- [Stated exercise] Copy each line below in which the word "styles" occurs.

- [Exercise materials]

__________

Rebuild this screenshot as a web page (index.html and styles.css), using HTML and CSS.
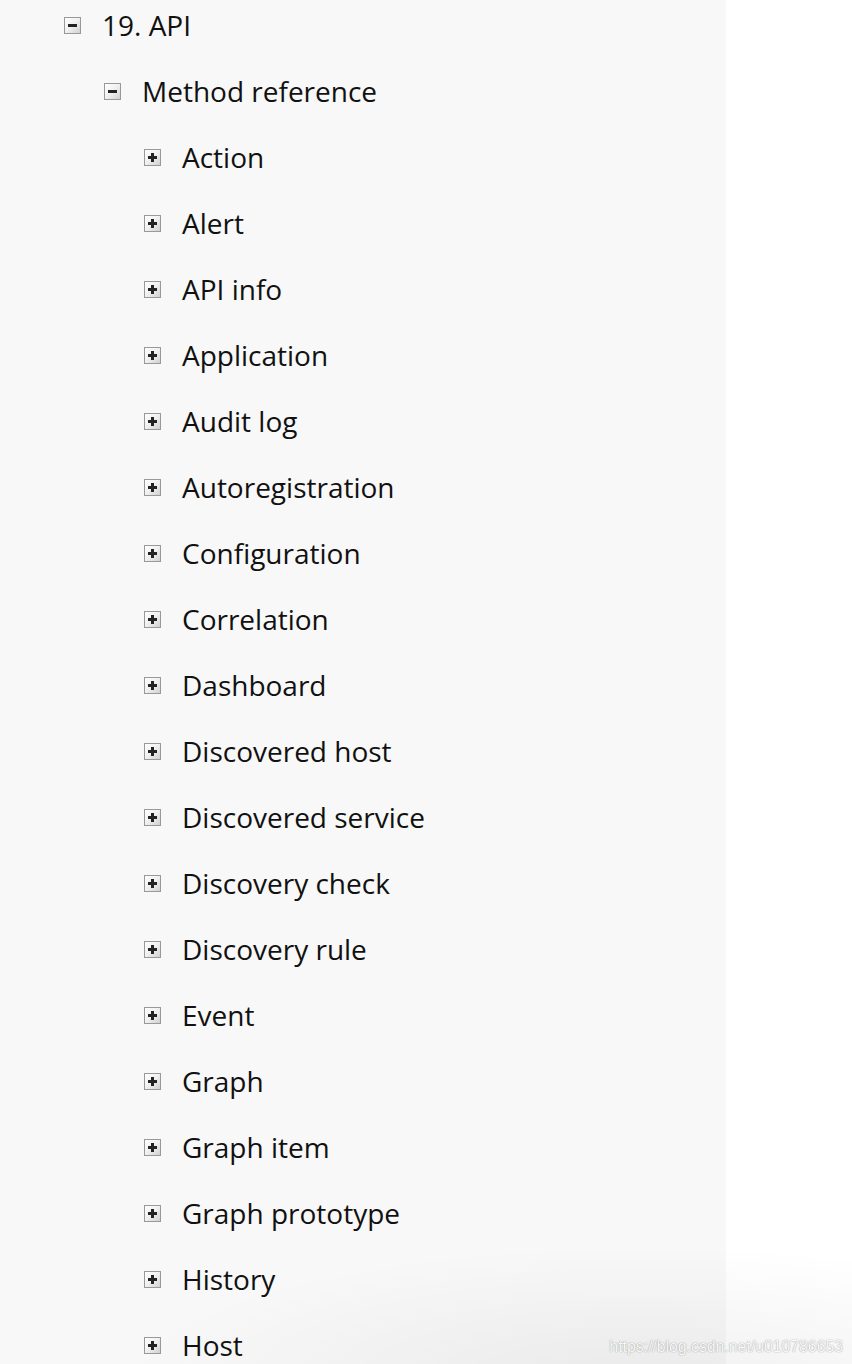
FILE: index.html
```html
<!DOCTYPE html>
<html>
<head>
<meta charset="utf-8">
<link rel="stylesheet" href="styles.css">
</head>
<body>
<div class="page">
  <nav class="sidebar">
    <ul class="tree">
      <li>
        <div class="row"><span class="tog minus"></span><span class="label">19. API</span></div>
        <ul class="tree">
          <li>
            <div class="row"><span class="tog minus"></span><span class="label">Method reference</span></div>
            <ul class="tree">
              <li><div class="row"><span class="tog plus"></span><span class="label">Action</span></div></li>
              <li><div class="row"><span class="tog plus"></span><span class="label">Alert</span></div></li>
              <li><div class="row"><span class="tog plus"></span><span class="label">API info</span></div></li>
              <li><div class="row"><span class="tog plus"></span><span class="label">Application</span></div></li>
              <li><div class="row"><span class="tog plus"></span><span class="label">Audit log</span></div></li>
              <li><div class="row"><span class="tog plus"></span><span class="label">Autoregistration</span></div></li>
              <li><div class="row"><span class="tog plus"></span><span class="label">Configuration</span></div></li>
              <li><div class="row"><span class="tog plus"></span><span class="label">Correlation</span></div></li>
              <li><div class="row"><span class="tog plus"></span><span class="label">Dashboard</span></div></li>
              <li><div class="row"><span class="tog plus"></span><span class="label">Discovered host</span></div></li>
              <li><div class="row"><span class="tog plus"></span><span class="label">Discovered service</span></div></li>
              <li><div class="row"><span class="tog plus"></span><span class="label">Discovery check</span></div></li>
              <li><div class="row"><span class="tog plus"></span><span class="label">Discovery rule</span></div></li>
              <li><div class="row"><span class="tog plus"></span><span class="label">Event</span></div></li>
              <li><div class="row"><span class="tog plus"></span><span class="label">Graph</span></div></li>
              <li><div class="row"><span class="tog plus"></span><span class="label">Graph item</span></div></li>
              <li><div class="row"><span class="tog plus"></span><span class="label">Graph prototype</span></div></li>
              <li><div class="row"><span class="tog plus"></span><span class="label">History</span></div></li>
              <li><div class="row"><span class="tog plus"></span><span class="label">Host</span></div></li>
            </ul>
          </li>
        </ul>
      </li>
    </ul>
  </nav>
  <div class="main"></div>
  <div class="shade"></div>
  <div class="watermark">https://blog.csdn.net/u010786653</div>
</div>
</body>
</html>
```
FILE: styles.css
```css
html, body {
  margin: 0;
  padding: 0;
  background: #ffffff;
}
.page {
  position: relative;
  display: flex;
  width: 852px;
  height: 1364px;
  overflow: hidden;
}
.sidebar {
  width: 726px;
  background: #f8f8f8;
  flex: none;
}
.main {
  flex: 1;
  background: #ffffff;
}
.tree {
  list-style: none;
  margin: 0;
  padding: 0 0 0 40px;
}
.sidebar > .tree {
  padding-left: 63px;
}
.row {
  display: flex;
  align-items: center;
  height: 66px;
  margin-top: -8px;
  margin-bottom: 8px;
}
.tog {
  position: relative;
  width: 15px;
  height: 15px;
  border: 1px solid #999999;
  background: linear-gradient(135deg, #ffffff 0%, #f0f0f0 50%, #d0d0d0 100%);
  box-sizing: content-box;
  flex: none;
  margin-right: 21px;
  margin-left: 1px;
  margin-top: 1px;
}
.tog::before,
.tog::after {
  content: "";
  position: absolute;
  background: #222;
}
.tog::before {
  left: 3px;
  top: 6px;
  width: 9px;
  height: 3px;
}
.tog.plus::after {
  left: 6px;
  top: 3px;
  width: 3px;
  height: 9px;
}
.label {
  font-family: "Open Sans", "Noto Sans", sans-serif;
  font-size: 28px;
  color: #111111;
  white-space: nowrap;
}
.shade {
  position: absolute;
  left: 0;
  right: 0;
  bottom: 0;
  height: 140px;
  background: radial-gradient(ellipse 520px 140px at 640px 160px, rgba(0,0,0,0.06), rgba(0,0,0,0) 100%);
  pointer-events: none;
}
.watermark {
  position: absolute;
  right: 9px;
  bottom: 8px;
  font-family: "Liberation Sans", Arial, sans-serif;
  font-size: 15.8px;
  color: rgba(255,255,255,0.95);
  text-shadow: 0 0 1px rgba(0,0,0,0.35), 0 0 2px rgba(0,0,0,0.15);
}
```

__________

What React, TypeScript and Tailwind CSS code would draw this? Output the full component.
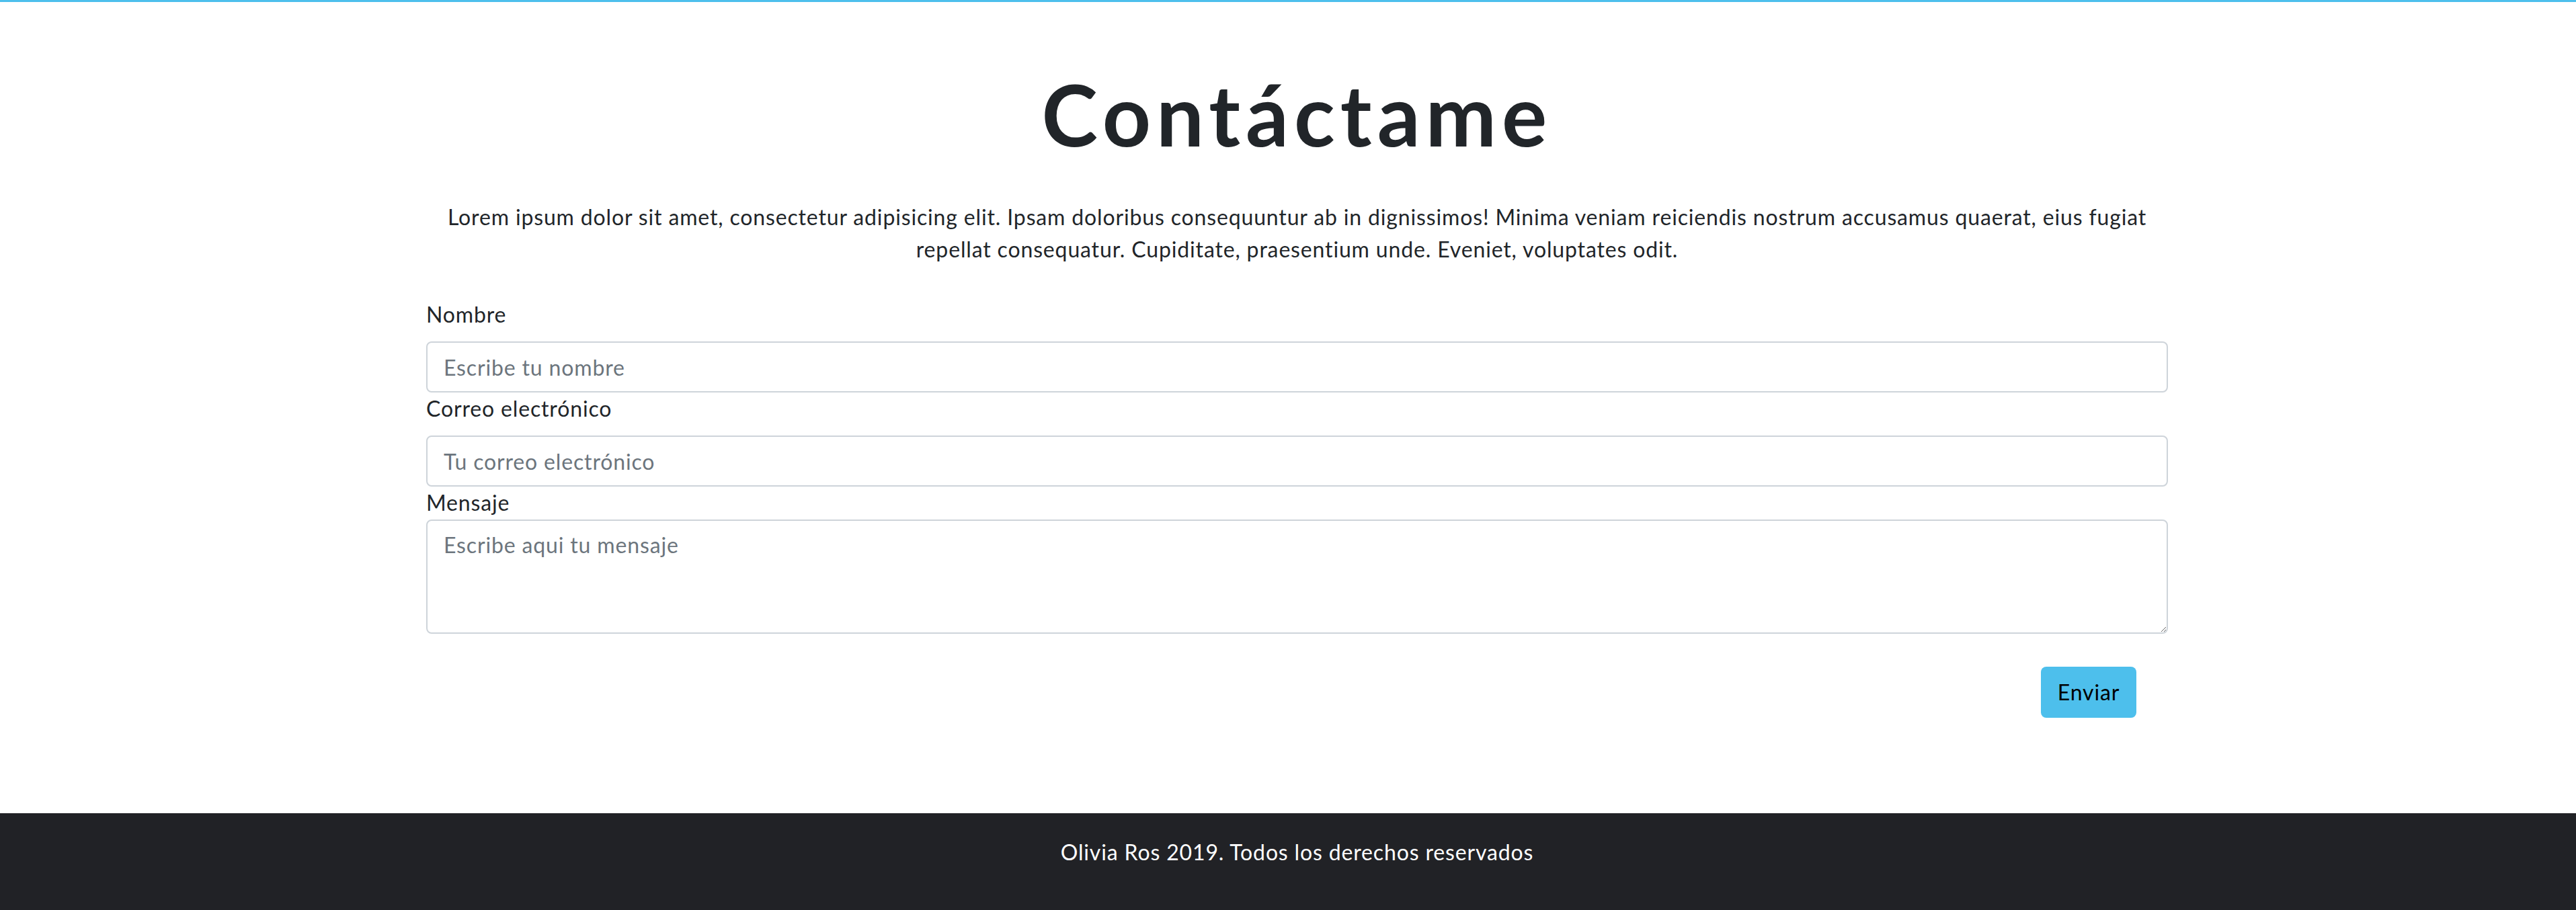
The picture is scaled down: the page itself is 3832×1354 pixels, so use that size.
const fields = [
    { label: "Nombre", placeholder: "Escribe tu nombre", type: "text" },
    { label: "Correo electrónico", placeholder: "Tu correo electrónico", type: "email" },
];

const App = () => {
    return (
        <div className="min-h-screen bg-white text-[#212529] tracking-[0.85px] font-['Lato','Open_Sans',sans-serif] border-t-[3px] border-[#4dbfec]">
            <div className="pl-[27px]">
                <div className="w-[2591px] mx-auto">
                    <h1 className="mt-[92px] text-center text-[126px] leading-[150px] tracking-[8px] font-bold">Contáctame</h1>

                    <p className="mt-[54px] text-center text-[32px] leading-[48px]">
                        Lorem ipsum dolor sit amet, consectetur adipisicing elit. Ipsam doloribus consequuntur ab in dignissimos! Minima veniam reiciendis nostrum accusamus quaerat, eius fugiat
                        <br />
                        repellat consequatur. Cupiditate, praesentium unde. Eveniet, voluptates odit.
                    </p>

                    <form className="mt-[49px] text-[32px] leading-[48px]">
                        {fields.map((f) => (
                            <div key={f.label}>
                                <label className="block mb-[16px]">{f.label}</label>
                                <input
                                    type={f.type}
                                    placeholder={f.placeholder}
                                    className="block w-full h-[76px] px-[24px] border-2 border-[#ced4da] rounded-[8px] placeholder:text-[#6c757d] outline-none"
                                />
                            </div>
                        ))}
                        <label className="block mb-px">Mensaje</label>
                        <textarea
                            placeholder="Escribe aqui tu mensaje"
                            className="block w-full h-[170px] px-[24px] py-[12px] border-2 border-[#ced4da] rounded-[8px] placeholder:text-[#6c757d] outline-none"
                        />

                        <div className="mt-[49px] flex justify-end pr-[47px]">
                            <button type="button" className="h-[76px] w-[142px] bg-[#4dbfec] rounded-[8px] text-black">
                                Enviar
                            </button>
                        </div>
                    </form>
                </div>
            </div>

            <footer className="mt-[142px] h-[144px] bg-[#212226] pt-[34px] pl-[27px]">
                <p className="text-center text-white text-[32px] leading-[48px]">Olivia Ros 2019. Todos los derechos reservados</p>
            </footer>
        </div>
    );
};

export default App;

__________

- [Solution for this task]
Rebuild this screenshot as a web page (index.html and styles.css), using HTML and CSS.
<link rel="stylesheet" href="styles.css">
FILE: styles.css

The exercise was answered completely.